From invoking equality for the poor and the coloured, protesting against the ‘American carnage’ in the various unnecessary wars, urging Americans and people of the world to introspect, to pause in the moment of great action and look at things as humans, to question the government not as pessimists but as dutiful citizens, to live righteously not through submission but through cooperation and above all, to be and act like a human being, protest singers like Pete Singer, Paul Robson, Woody Guthrie and Bob Dylan were a great counter attack against everything evil, using art for its most pure reason- to better the society, to invoke emotions, to show the lost path and also the light at the end of the tunnel.
Now that Donald Trump has come to power in the United States with the world seeing a high rise in right wing nationalism and politically volatile relationships between people and countries, does it all seem useless? All their work, their words and their tunes?
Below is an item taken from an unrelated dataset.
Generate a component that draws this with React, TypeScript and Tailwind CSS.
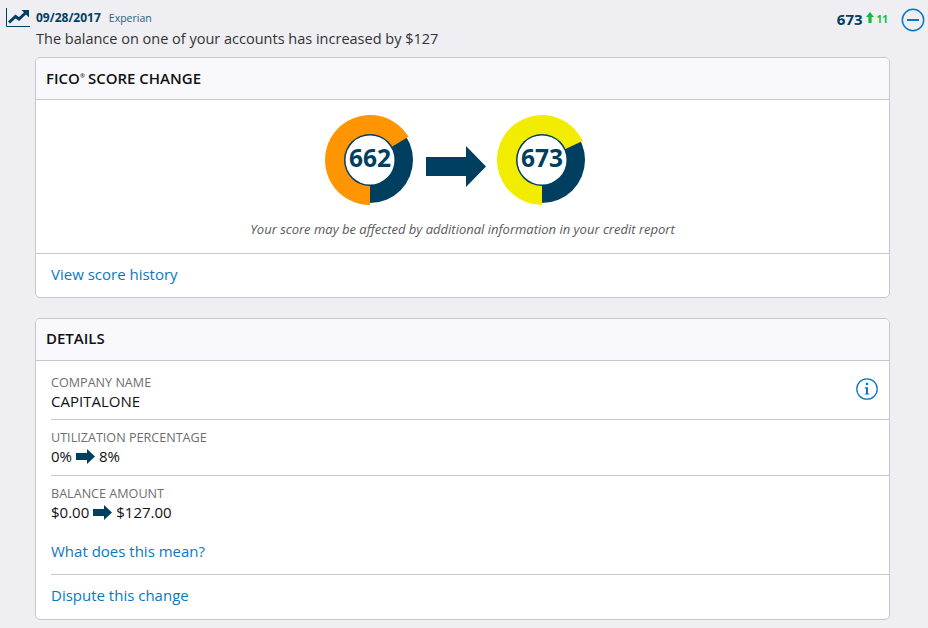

No. Their words are forever embedded in history and the human consciousness because they have given us timeless lessons, lessons which need to revived during times of disasters- political, social or cultural. This is only the time for a new wave of protest singers, for the new Pete Seeger, the new Bob Dylan, the new Woody Guthrie. They protested in their times, they protested against their times, now it is on the 21st century generation to revive protest songs and reach the masses through their songs and words. Dylan winning the Nobel Prize for literature in the same year as Trump became the President is ironic yes, but maybe it’s a reminder for us of what songs were capable of back in the 20th century, what might be done and what must be done to counter the moral bankruptcy of people, to stir up our lost emotions, to revisit our history books and sing for solidarity and for peace.